Hub de renvoi, le retour
Le canton de Genève a beau jeu de répéter qu’il n’est pas décisionnaire en matière d’asile, il semble mettre beaucoup de cœur à l’ouvrage pour remplir et même anticiper les attentes de la Confédération en matière de renvoi des étrangers et étrangères. Combien de fois le Conseil d’Etat aura-t-il répété, dans le sillage du départ de Tahir Tilmo et des mobilisations qu’il avait suscitées, son impuissance face aux décisions de Berne? C’est pourtant ce même exécutif qui a déposé en juin dernier le projet d’un nouveau centre de détention administrative, prêt à mettre sur la table 77 millions de francs pour construire un «hub de renvoi» aux portes de l’aéroport. Sans même que la Confédération n’ait à bouger le petit doigt ou sortir le porte-monnaie!

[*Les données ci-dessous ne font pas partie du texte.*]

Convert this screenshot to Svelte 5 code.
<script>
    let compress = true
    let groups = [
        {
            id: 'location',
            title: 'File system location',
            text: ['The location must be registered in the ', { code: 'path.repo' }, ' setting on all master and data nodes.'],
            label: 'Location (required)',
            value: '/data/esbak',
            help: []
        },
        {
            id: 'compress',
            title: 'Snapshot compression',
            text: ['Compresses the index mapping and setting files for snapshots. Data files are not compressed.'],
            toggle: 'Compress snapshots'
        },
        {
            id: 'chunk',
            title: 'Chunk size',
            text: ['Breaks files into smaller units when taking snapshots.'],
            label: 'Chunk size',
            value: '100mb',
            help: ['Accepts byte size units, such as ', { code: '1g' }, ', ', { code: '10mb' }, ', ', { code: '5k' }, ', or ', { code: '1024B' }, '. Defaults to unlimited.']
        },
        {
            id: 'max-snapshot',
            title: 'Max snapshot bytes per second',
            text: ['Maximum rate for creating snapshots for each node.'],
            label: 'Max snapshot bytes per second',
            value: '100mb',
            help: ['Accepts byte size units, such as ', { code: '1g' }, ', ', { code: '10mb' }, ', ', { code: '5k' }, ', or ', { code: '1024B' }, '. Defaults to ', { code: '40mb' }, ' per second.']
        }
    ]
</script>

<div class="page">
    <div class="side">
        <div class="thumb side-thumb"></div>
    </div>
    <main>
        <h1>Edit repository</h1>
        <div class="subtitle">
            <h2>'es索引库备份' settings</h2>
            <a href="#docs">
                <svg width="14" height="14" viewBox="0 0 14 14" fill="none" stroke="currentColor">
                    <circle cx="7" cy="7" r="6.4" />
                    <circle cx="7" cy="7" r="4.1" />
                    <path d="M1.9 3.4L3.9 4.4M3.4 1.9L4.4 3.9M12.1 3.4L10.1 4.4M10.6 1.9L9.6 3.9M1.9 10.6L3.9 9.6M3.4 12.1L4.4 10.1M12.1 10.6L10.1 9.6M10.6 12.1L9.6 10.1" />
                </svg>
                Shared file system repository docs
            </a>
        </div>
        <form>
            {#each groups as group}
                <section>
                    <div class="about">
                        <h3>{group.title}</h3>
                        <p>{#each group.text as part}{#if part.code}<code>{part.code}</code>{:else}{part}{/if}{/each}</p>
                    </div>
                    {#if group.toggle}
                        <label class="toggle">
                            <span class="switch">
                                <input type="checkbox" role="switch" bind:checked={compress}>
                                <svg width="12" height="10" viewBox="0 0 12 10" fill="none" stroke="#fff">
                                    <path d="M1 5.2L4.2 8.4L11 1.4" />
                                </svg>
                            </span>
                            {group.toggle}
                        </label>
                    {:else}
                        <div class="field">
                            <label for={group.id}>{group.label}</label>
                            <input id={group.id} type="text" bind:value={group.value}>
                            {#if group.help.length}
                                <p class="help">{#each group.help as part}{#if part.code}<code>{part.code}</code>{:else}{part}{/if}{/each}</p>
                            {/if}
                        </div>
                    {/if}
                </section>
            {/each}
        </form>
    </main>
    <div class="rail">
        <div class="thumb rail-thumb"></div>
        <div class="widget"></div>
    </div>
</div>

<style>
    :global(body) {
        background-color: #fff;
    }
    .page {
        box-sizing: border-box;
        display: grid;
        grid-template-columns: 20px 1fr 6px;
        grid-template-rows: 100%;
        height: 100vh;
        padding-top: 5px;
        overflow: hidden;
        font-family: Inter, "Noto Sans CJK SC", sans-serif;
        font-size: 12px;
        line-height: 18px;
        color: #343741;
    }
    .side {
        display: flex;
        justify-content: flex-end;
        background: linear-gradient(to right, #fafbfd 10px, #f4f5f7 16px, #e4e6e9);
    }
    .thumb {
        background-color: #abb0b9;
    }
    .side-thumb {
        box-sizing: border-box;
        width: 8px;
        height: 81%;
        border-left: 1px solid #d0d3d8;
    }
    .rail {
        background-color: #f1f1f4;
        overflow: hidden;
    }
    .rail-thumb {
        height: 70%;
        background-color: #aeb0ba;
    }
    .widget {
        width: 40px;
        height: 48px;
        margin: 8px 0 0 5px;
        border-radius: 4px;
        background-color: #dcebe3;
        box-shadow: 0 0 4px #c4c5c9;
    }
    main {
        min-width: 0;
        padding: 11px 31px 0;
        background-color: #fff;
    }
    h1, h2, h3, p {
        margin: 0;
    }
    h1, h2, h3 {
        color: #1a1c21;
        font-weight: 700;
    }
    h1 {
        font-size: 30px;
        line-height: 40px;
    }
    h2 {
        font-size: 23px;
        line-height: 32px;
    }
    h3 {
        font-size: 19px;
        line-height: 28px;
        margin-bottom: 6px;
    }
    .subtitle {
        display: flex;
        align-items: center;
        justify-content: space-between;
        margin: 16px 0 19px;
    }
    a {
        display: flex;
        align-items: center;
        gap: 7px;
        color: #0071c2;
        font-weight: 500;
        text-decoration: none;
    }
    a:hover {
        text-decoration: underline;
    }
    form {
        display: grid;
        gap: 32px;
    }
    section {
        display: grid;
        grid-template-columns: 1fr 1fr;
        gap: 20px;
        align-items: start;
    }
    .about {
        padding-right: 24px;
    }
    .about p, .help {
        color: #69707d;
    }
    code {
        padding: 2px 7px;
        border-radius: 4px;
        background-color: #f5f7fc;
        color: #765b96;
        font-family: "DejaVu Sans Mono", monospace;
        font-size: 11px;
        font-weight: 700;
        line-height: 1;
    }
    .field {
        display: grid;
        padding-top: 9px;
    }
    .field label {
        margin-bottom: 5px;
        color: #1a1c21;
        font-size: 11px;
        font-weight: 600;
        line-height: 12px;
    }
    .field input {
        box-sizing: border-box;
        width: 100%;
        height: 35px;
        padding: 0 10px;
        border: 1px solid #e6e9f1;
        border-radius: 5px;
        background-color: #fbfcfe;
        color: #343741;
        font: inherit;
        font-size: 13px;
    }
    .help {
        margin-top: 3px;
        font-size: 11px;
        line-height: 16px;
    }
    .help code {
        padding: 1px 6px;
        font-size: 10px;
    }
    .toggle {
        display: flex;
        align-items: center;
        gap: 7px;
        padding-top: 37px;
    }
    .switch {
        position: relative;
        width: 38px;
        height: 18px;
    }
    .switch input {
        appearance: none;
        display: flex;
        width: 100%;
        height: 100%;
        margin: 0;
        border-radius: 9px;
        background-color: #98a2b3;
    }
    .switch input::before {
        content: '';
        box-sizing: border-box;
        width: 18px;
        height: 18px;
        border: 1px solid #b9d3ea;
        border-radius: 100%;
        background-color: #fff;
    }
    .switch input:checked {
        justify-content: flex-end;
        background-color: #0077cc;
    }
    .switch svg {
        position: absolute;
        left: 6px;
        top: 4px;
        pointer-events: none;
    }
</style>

La situation est d’autant plus cynique que cette construction côtoiera le centre fédéral d’asile – ou de renvoi, question de point de vue. Manière d’avertir celles et ceux qui espèrent voir leur demande aboutir que le retour à la case départ les guette. Et histoire que nul·le n’ignore la teneur de l’épilogue, le projet architectural prévoit même une «grande fenêtre panoramique [qui] permet de situer le bâtiment dans le contexte immédiat de l’aéroport». Peu de chances que cela évoque des souvenirs balnéaires…
Après un premier projet de loi démesuré qui misait sur la création de 50 places supplémentaires, le Conseil d’Etat semble avoir de lui-même concédé le gigantisme d’un tel dispositif. Il est revenu en commission avec un projet revu à la baisse – de moitié. Mais en réservant ses précisions au huis clos, il cultive la désagréable impression de manœuvrer dans l’ombre.

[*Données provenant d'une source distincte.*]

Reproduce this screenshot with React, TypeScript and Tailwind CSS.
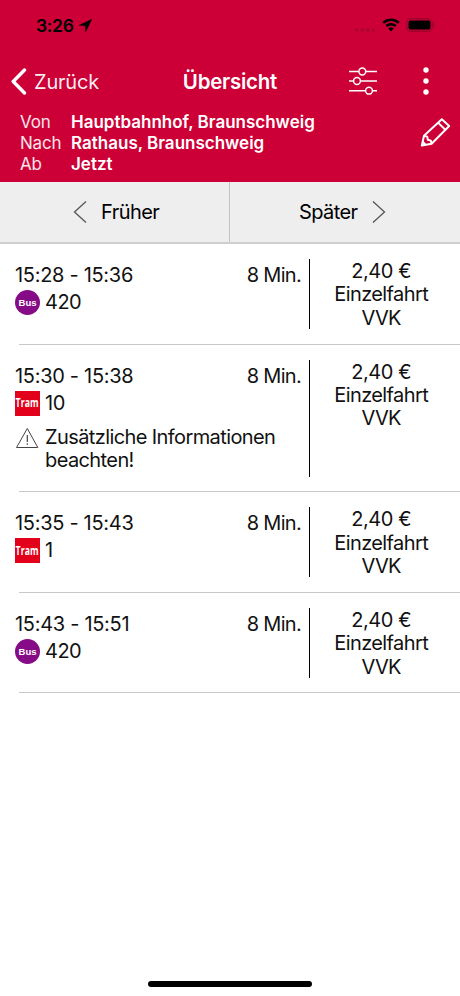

Mauro Poggia se veut pourtant rassurant: il ne s’agit pas ici de construire de nouvelles places de détention administrative à proprement parler, mais uniquement un point de relais pour éviter les convois au petit matin. Avec 25 places, ce bâtiment pourrait accueillir autant de personnes que Frambois, principal centre de détention administrative du canton – qui dispose actuellement de 45 places en tout. Sacré turn-over que l’exécutif nous promet là. On ne peut pas s’empêcher d’y voir un dessein politique, malgré un exécutif à majorité de gauche. Et de redouter que la logique d’enfermement et d’expulsion ne trouve ici un nouveau tremplin.